Aquaponic vers. Hydroponic

Is crop production in aquaponics more sustainable than in conventional hydroponic cultivation systems?

The aquaculture research group of the Marine Bioeconomy Section at the Alfred Wegener Institute is currently investigating this question in a new project as part of a BSc thesis. Katrin Weiss (BSc student at the University of Bremerhaven) is analysing and comparing nutrient balances of a conventional hydroponic production with nutrient balances of an aquaponic system for this thesis in the coming weeks. The indoor farming start-up Greenhub (University of Leipzig - SEPT Competence Centre) has provided two identical systems for the research. In one system, the plants - lettuce, basil and pak choi - are fertilised with a conventional mineral mix. In comparison, the nutrients in the second system come largely from metabolic products of tilapia. How sustainable this combined approach is depends not only on the plant growth generated but also, of course, on how much nutrient can be recycled by this method. In the coming weeks, Katrin Weiss will collect this data and eventually be able to assess the potential savings in nitrogen and other components. The work is mentored by Kai Lorkowski (Technical Director of the Centre for Aquaculture Research) and Dr Stephan Ende (Research Associate of the Marine Bioeconomy Section).

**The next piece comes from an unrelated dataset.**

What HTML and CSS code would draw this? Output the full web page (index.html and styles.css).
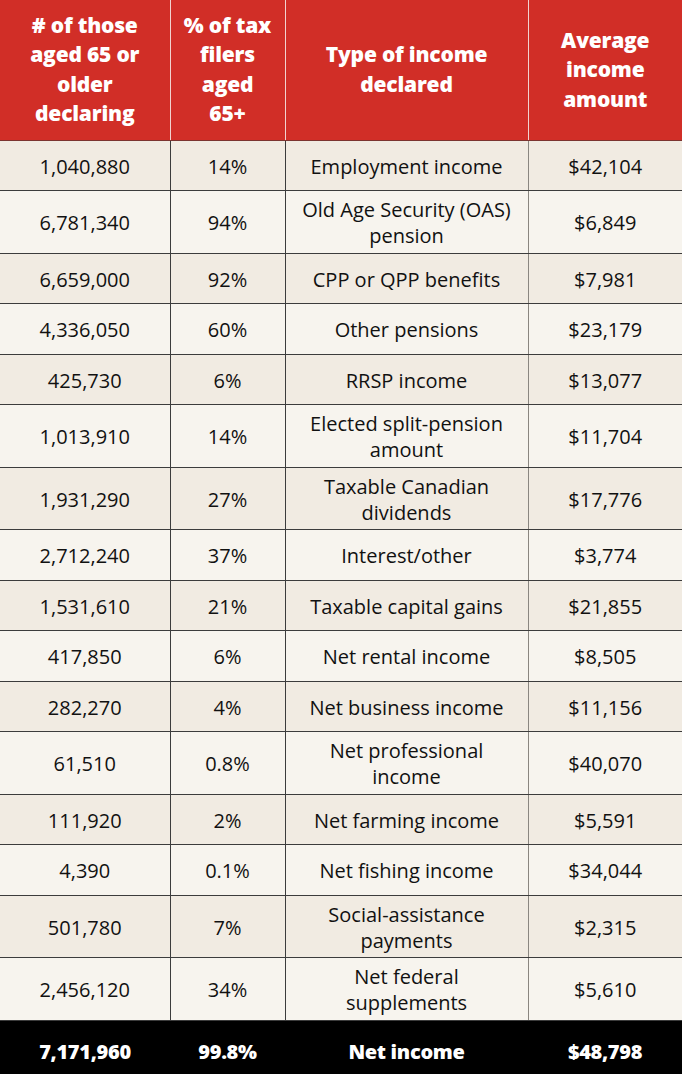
FILE: index.html
```html
<!DOCTYPE html>
<html lang="en">
<head>
<meta charset="utf-8">
<title>Income of tax filers aged 65+</title>
<link rel="stylesheet" href="styles.css">
</head>
<body>
<table class="tbl">
  <colgroup>
    <col class="c1"><col class="c2"><col class="c3"><col class="c4">
  </colgroup>
  <thead>
    <tr class="head">
      <th># of those aged 65 or older declaring</th>
      <th>% of tax filers aged 65+</th>
      <th>Type of income declared</th>
      <th>Average income amount</th>
    </tr>
  </thead>
  <tbody>
    <tr class="odd"><td>1,040,880</td><td>14%</td><td>Employment income</td><td>$42,104</td></tr>
    <tr class="even dbl"><td>6,781,340</td><td>94%</td><td>Old Age Security (OAS) pension</td><td>$6,849</td></tr>
    <tr class="odd"><td>6,659,000</td><td>92%</td><td>CPP or QPP benefits</td><td>$7,981</td></tr>
    <tr class="even"><td>4,336,050</td><td>60%</td><td>Other pensions</td><td>$23,179</td></tr>
    <tr class="odd"><td>425,730</td><td>6%</td><td>RRSP income</td><td>$13,077</td></tr>
    <tr class="even dbl"><td>1,013,910</td><td>14%</td><td>Elected split-pension amount</td><td>$11,704</td></tr>
    <tr class="odd dbl"><td>1,931,290</td><td>27%</td><td>Taxable Canadian dividends</td><td>$17,776</td></tr>
    <tr class="even"><td>2,712,240</td><td>37%</td><td>Interest/other</td><td>$3,774</td></tr>
    <tr class="odd"><td>1,531,610</td><td>21%</td><td>Taxable capital gains</td><td>$21,855</td></tr>
    <tr class="even"><td>417,850</td><td>6%</td><td>Net rental income</td><td>$8,505</td></tr>
    <tr class="odd"><td>282,270</td><td>4%</td><td>Net business income</td><td>$11,156</td></tr>
    <tr class="even dbl"><td>61,510</td><td>0.8%</td><td>Net professional income</td><td>$40,070</td></tr>
    <tr class="odd"><td>111,920</td><td>2%</td><td>Net farming income</td><td>$5,591</td></tr>
    <tr class="even"><td>4,390</td><td>0.1%</td><td>Net fishing income</td><td>$34,044</td></tr>
    <tr class="odd dbl"><td>501,780</td><td>7%</td><td>Social-assistance payments</td><td>$2,315</td></tr>
    <tr class="even dbl"><td>2,456,120</td><td>34%</td><td>Net federal supplements</td><td>$5,610</td></tr>
  </tbody>
  <tfoot>
    <tr class="total"><td>7,171,960</td><td>99.8%</td><td>Net income</td><td>$48,798</td></tr>
  </tfoot>
</table>
</body>
</html>
```

FILE: styles.css
```css
html, body {
  margin: 0;
  padding: 0;
  background: #000000;
}

.tbl {
  width: 682px;
  border-collapse: collapse;
  table-layout: fixed;
  font-family: "Open Sans", "Liberation Sans", sans-serif;
  color: #111111;
}

.c1 { width: 170px; }
.c2 { width: 115px; }
.c3 { width: 243px; }
.c4 { width: 154px; }

.head th {
  background: #d12e27;
  color: #ffffff;
  font-weight: 800;
  font-size: 21px;
  line-height: 29.5px;
  letter-spacing: -0.2px;
  height: 140px;
  padding: 0 12px;
  box-sizing: border-box;
  text-align: center;
  vertical-align: middle;
  border-left: 1px solid #f1d3cf;
  border-bottom: 1px solid #7c3430;
}

.head th:first-child { border-left: none; }

tbody td {
  height: 50.5px;
  padding: 3px 10px 0;
  box-sizing: border-box;
  font-size: 20px;
  font-weight: 500;
  line-height: 26px;
  text-align: center;
  vertical-align: middle;
  border-left: 1px solid #3c3c3c;
  border-bottom: 1px solid #3c3c3c;
}

tbody td:first-child { border-left: none; }
tbody td:nth-child(4) { border-left-color: #8a8680; }

tbody tr.dbl td { height: 62.5px; }

tbody tr.odd td { background: #f1ebe2; }
tbody tr.even td { background: #f7f4ee; }

.total td {
  background: #000000;
  color: #ffffff;
  font-weight: 800;
  font-size: 20px;
  letter-spacing: -0.3px;
  height: 54px;
  padding: 8px 8px 0;
  box-sizing: border-box;
  text-align: center;
  vertical-align: middle;
  border: none;
}
```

The newly developed aquaponics and hydroponics prototypes by the start-up Greenhub offer a high degree of flexibility for answering numerous scientific questions due to their compact and modular design. Especially the high degree of automation through intelligent, sensor-based control technology and the user-friendly app facilitate the daily management for the researchers. As a result, the systems provide an environment that reduces human involvement to a minimum. Thus, in addition to lighting cycles, many other parameters such as fertiliser dosing can be monitored and controlled from the office via the app. Much of the automatically generated data is stored and can be accessed by the scientists at any time.

Greenhub is currently in the product development phase and is funded by the PTJ and BMWI as part of an EXIST start-up grant. In the joint prototype phase, the systems will be tested for functionality from mid-January 2022 to mid-May 2022 at the Centre for Aquaculture Research (ZAF). With the knowledge gained, the prototypes will then be transferred into a marketable product.